Le rapport faussé à l’autorité et aux figures masculines

Avoir grandi sous l’emprise d’un père qui incarne à la fois la menace et la référence, laisse des traces ambiguës. Le rapport à l’autorité, surtout masculine, peut devenir complexe. Certains risquent de s’effacer systématiquement, incapables de s’opposer. D’autres peuvent surcompenser, en rejetant toute forme d’encadrement ou de leadership, même bienveillant.

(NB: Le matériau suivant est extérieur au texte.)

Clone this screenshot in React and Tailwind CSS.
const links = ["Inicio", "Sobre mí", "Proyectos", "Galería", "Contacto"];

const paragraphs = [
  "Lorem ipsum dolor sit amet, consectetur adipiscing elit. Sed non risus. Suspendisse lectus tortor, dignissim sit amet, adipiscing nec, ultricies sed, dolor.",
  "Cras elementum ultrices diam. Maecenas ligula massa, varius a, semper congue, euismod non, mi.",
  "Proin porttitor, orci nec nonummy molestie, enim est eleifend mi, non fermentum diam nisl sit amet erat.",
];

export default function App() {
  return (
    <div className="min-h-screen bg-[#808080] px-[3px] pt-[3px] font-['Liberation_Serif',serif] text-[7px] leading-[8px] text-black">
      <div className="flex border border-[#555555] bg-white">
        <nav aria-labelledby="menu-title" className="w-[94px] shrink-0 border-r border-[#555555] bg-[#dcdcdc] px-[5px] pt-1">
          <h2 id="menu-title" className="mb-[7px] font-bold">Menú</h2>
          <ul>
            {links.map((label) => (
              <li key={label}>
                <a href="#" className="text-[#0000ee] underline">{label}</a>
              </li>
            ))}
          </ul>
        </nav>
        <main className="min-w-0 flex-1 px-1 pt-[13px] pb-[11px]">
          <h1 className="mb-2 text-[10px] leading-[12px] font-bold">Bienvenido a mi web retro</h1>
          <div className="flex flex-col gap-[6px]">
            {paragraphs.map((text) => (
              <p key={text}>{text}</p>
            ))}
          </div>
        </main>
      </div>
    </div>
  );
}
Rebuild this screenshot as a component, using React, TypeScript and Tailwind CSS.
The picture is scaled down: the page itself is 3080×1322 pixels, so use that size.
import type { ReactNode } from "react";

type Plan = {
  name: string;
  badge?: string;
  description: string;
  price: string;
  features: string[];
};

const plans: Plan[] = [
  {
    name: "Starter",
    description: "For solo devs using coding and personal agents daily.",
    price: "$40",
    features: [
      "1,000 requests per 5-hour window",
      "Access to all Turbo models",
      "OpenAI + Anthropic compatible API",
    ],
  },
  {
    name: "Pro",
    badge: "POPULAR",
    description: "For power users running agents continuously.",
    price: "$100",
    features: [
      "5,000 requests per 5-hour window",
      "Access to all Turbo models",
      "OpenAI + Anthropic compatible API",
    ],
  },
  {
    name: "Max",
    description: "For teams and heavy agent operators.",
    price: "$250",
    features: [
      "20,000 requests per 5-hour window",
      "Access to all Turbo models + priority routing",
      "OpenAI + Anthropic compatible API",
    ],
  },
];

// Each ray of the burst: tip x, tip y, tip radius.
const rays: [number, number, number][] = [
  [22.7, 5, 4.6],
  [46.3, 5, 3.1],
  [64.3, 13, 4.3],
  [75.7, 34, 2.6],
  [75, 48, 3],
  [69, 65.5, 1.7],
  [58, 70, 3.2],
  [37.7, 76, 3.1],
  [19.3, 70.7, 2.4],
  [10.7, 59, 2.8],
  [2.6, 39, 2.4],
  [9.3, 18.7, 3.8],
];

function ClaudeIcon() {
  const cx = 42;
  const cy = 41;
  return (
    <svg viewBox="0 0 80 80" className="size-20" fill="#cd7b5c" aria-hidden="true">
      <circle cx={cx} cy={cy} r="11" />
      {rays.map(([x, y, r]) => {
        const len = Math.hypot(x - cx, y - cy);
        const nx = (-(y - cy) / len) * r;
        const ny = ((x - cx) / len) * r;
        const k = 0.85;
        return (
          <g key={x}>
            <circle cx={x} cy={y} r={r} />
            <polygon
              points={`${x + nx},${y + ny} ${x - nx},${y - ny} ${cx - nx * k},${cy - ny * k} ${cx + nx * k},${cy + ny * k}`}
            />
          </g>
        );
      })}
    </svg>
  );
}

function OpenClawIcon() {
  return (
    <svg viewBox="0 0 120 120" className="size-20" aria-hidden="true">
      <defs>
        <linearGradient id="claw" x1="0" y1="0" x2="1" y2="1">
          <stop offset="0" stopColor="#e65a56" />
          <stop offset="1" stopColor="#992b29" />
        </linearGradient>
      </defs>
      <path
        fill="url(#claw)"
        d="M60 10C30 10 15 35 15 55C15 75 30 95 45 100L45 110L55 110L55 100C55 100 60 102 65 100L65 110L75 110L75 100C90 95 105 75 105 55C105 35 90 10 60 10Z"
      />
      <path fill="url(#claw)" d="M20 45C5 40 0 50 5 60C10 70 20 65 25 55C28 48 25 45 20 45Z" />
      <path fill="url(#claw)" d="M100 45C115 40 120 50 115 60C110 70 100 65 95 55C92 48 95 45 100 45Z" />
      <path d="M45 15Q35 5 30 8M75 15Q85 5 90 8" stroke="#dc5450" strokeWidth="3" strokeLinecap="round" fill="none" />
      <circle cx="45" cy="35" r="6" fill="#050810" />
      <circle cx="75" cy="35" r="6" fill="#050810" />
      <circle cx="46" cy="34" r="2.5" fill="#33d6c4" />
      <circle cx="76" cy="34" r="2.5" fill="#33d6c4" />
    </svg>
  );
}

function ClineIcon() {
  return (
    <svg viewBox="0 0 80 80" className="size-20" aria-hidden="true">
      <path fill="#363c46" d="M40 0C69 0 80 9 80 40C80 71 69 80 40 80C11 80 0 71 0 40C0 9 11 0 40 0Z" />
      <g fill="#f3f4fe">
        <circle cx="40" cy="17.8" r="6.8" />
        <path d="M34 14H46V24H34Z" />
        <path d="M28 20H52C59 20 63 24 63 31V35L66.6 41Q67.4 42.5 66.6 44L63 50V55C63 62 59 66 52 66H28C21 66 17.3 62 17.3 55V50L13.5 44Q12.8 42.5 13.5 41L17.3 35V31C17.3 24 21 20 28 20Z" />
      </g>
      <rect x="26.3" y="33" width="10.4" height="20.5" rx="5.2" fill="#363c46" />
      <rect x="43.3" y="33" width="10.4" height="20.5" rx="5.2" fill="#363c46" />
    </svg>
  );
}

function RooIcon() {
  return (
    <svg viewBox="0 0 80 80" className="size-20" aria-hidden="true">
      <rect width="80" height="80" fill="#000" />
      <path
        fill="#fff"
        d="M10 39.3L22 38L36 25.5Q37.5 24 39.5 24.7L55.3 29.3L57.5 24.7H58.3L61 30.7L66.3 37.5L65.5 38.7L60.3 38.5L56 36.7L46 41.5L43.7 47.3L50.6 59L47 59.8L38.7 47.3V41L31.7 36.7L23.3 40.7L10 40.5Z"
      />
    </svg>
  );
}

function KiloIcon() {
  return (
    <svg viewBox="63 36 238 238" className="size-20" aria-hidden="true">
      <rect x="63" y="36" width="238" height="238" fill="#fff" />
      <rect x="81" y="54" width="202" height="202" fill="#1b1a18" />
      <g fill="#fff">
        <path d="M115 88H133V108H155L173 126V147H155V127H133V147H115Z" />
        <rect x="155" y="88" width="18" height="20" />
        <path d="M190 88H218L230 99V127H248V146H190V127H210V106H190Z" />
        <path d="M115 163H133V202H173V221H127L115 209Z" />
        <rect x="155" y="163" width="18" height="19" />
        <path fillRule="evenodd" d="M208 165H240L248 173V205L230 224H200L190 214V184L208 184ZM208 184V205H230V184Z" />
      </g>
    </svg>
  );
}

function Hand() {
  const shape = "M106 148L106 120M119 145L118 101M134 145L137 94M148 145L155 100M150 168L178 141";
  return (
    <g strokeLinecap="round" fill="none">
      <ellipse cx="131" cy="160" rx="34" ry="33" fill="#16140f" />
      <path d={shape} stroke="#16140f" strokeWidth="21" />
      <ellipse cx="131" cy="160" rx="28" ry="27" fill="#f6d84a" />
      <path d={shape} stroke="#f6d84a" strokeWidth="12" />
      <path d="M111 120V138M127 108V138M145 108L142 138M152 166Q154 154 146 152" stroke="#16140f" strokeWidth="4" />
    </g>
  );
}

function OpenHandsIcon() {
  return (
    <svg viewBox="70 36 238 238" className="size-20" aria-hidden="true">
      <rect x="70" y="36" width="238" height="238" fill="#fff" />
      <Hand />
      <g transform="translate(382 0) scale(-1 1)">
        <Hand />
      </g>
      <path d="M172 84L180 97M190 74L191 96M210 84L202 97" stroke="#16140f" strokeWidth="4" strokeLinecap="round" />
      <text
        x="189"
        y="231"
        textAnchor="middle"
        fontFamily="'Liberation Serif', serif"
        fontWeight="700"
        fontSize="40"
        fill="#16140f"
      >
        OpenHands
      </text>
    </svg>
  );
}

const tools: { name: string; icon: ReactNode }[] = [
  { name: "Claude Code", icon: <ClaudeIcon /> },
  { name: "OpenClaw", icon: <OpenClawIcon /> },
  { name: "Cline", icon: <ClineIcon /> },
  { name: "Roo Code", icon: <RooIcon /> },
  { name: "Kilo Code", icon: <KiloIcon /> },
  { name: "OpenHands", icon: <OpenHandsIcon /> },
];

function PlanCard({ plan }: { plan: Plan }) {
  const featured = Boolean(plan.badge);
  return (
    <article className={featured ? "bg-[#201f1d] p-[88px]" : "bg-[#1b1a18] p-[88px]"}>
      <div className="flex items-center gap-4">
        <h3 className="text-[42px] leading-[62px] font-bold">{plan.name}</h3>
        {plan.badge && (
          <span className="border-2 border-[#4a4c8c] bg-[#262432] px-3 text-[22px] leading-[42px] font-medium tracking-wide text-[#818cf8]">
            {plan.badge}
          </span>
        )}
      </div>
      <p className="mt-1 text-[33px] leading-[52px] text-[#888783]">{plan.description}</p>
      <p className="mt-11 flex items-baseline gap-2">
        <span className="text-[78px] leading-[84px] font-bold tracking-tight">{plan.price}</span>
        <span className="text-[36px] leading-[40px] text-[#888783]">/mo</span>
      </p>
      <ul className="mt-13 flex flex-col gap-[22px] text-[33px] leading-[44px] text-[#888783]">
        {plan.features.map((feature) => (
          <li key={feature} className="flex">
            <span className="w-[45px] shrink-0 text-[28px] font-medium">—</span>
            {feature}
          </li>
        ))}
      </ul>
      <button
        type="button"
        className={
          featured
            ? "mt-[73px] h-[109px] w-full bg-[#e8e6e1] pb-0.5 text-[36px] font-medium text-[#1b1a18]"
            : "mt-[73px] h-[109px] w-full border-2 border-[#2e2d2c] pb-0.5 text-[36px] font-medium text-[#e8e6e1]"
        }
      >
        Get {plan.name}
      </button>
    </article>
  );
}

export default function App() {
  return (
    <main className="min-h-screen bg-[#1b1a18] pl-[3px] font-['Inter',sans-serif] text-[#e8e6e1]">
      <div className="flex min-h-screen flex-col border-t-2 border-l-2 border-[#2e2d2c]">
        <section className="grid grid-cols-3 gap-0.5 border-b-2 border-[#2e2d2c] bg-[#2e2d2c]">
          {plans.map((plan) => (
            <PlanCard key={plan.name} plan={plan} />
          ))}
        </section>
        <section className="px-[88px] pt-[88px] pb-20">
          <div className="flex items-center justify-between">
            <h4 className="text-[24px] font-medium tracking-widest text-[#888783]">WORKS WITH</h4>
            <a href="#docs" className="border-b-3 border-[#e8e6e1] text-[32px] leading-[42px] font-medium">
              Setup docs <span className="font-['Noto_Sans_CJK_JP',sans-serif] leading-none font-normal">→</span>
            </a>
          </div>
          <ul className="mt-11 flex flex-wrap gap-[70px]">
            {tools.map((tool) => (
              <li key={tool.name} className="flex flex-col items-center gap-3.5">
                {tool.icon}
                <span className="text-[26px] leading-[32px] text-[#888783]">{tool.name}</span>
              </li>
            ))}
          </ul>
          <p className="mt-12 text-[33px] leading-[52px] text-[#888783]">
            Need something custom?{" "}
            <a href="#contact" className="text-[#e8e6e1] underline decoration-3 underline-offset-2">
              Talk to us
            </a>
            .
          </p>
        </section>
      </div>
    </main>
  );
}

Ce conflit intérieur les place souvent dans des relations professionnelles ou sociales dysfonctionnelles : ils évitent les figures qui rappellent leur père, ou au contraire, s’y soumettent sans s’en rendre compte. Ils oscillent entre loyautés inconscientes et rejets viscéraux, sans toujours comprendre ce qui les traverse.

Une sexualité parfois marquée par la défiance ou la confusion

Lorsque l’emprise paternelle a frôlé l’incestuel, avec des regards déplacés, des intrusions symboliques, ou une hyperprésence dans l’intime, l’impact se fait souvent sentir dans la vie intime. Pas nécessairement par des blocages évidents, mais par une difficulté à se sentir libre, légitime, désirant.

Le corps a appris à se méfier. À se refermer ou à s’ajuster en fonction de l’autre. Le plaisir peut sembler dangereux, ou conditionné. Et dans certains cas, la sexualité devient un lieu de répétition inconsciente du rapport de force initial : domination ou soumission.

Un rapport au masculin difficile

Pour les fils, la question « comment être un homme ? » devient un terrain piégé. Le modèle paternel était toxique, mais souvent charismatique. Alors faut-il lui ressembler ? Ou tout faire pour s’en différencier ? L’homme qui grandit avec un père pervers narcissique se débat entre admiration honteuse et rejet.

Et pour les filles, la confiance envers les hommes peut s’en trouver durablement altérée, selon un schéma connu où l’homme reste une figure instable et ambivalente : tantôt fascinant, tantôt menaçant.